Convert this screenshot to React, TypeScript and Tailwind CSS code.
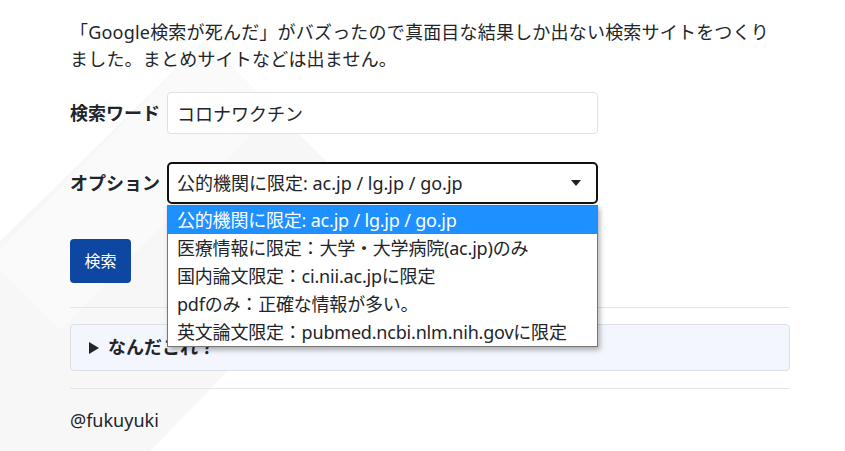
import { useState } from "react";

const options = [
  "公的機関に限定: ac.jp / lg.jp / go.jp",
  "医療情報に限定：大学・大学病院(ac.jp)のみ",
  "国内論文限定：ci.nii.ac.jpに限定",
  "pdfのみ：正確な情報が多い。",
  "英文論文限定：pubmed.ncbi.nlm.nih.govに限定",
];

export default function App() {
  const [query, setQuery] = useState("コロナワクチン");
  const [selected] = useState(0);

  return (
    <div
      className="relative min-h-[451px] overflow-hidden bg-white text-[#212529]"
      style={{ fontFamily: '"Noto Sans", "Noto Sans CJK JP", sans-serif' }}
    >
      {/* faint background watermark */}
      <svg className="absolute left-0 top-0" width="420" height="451" viewBox="0 0 420 451">
        <polygon points="205,40 380,215 150,451 -60,451 -60,300" fill="#f7f7f8" />
        <polygon points="205,40 275,110 60,330 -10,260" fill="#fafafb" />
      </svg>

      <div className="relative ml-[70px] w-[720px] pt-[19px]">
        <p className="text-[18px] leading-[27px] tracking-[0.2px]">
          「Google検索が死んだ」がバズったので真面目な結果しか出ない検索サイトをつくり
          <br />
          ました。まとめサイトなどは出ません。
        </p>

        <div className="mt-[19px] flex items-center">
          <label className="w-[97px] shrink-0 text-[18px] font-bold leading-[27px]">検索ワード</label>
          <input
            value={query}
            onChange={(e) => setQuery(e.target.value)}
            className="h-[42px] w-[431px] rounded-[4px] border border-[#dee2e6] bg-white px-[9px] text-[18px] text-[#212529] outline-none"
          />
        </div>

        <div className="mt-[28px] flex items-center">
          <label className="w-[97px] shrink-0 text-[18px] font-bold leading-[27px]">オプション</label>
          <div className="relative">
            <div className="flex h-[42px] w-[431px] items-center justify-between rounded-[5px] border-2 border-[#111] bg-white pl-[8px] pr-[15px] text-[18px]">
              <span>{options[selected]}</span>
              <svg width="10" height="6" viewBox="0 0 10 6">
                <polygon points="0,0 10,0 5,6" fill="#222" />
              </svg>
            </div>
            <ul className="absolute left-0 top-[43px] z-10 w-[431px] border border-[#767676] bg-white shadow-[2px_3px_5px_rgba(0,0,0,0.3)]">
              {options.map((o, i) => (
                <li
                  key={o}
                  className={`h-[28px] pl-[9px] text-[18px] leading-[28px] tracking-[-0.2px] ${
                    i === selected ? "bg-[#1e90ff] text-white" : "text-[#212529]"
                  }`}
                >
                  {o}
                </li>
              ))}
            </ul>
          </div>
        </div>

        <button className="mt-[35px] h-[44px] w-[61px] rounded-[4px] bg-[#0d47a1] text-[16px] text-white">
          検索
        </button>

        <hr className="mt-[24px] border-t border-[#e6e6e6]" />

        <div className="mt-[16px] flex h-[47px] items-center rounded-[4px] border border-[#dcdfe5] bg-[#f3f6fd] pl-[18px]">
          <svg width="10" height="12" viewBox="0 0 10 12" className="mr-[9px]">
            <polygon points="0,0 10,6 0,12" fill="#212529" />
          </svg>
          <span className="text-[18px] font-bold leading-[27px]">なんだこれ？</span>
        </div>

        <hr className="mt-[17px] border-t border-[#e6e6e6]" />

        <p className="mt-[18px] text-[18px] leading-[27px]">@fukuyuki</p>
      </div>
    </div>
  );
}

****************

Without any pictures, reproduce the lines from the first one in the material through the line that has "const [selected] = useState(0);", exactly as they appear.

Convert this screenshot to React, TypeScript and Tailwind CSS code.
import { useState } from "react";

const options = [
  "公的機関に限定: ac.jp / lg.jp / go.jp",
  "医療情報に限定：大学・大学病院(ac.jp)のみ",
  "国内論文限定：ci.nii.ac.jpに限定",
  "pdfのみ：正確な情報が多い。",
  "英文論文限定：pubmed.ncbi.nlm.nih.govに限定",
];

export default function App() {
  const [query, setQuery] = useState("コロナワクチン");
  const [selected] = useState(0);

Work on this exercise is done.